Inference Code (in C/C++)

char randomSelect(const MatrixXd probabilities, const char *chars,
                  int char_size) {
  double totalProb = probabilities.sum();
  double randNum = static_cast<double>(rand()) / RAND_MAX * totalProb;
  for (int i = 0; i < char_size; i++) {
    randNum -= probabilities(i);
    if (randNum <= 0.0) {
      return chars[i];
    }
  }
  return chars[char_size - 1];
}

char make_prediction_np(Eigen::MatrixXd x_input) {
  MatrixXd hidden_state = MatrixXd::Zero(1, 16);
  for (int i = 0; i < 8; i++) {
    Eigen::MatrixXd input = x_input.row(i);
    input.resize(1, 1);
    hidden_state =
        ((input * W_x) + (hidden_state * Wh_x) + (rnn_bias)).array().tanh();
  }
  Eigen::MatrixXd output =
      ((hidden_state * dense_weights) + dense_bias).array().exp();
  output /= output.sum();
  return randomSelect(output, chars, 27);
}

Interfacing OLED Display to Pi Pico

We will use the pico-ssd1306 library from David Schramm to control the OLED display from our code.
The table below gives connections that are to be made for connecting the display.

Display PIN	Pi Pico Pin
VCC	VCC
GND	GND
SCL	GP3
SDA	GP2

Compiling and copying the code to Pi Pico

I will highly recommend using my docker based build setup for compiling the code. The full code with sample weights and compiling instructions can be found here : https://github.com/code2k13/pipico_build_setup/blob/main/README.md

After building the OLED example, you can locate the resulting dino_names_example.uf2 file in the dino_names_example/build/ directory on your machine. This file can also be found inside the docker container at app/build/dino_names_example.uf2.

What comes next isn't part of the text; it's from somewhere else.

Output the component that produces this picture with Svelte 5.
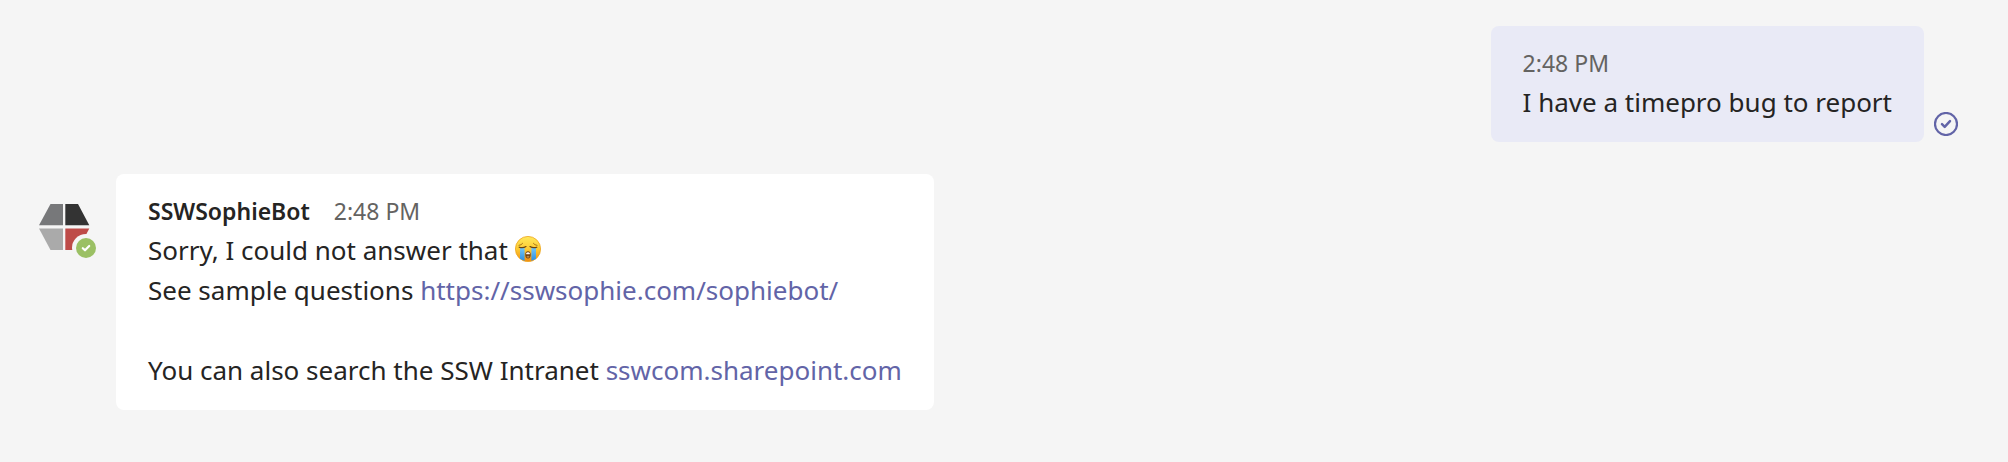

Once you have this file, connect your Pi Pico board to your computer by holding down the ‘bootsel’ button and releasing it once the board is connected. Then, all you need to do is copy the dino_names_example.uf2 file to your Pi Pico. You should start seeing randomly generated dinosaur names !

With every passing second, discover a new dinosaur and enjoy the thrill!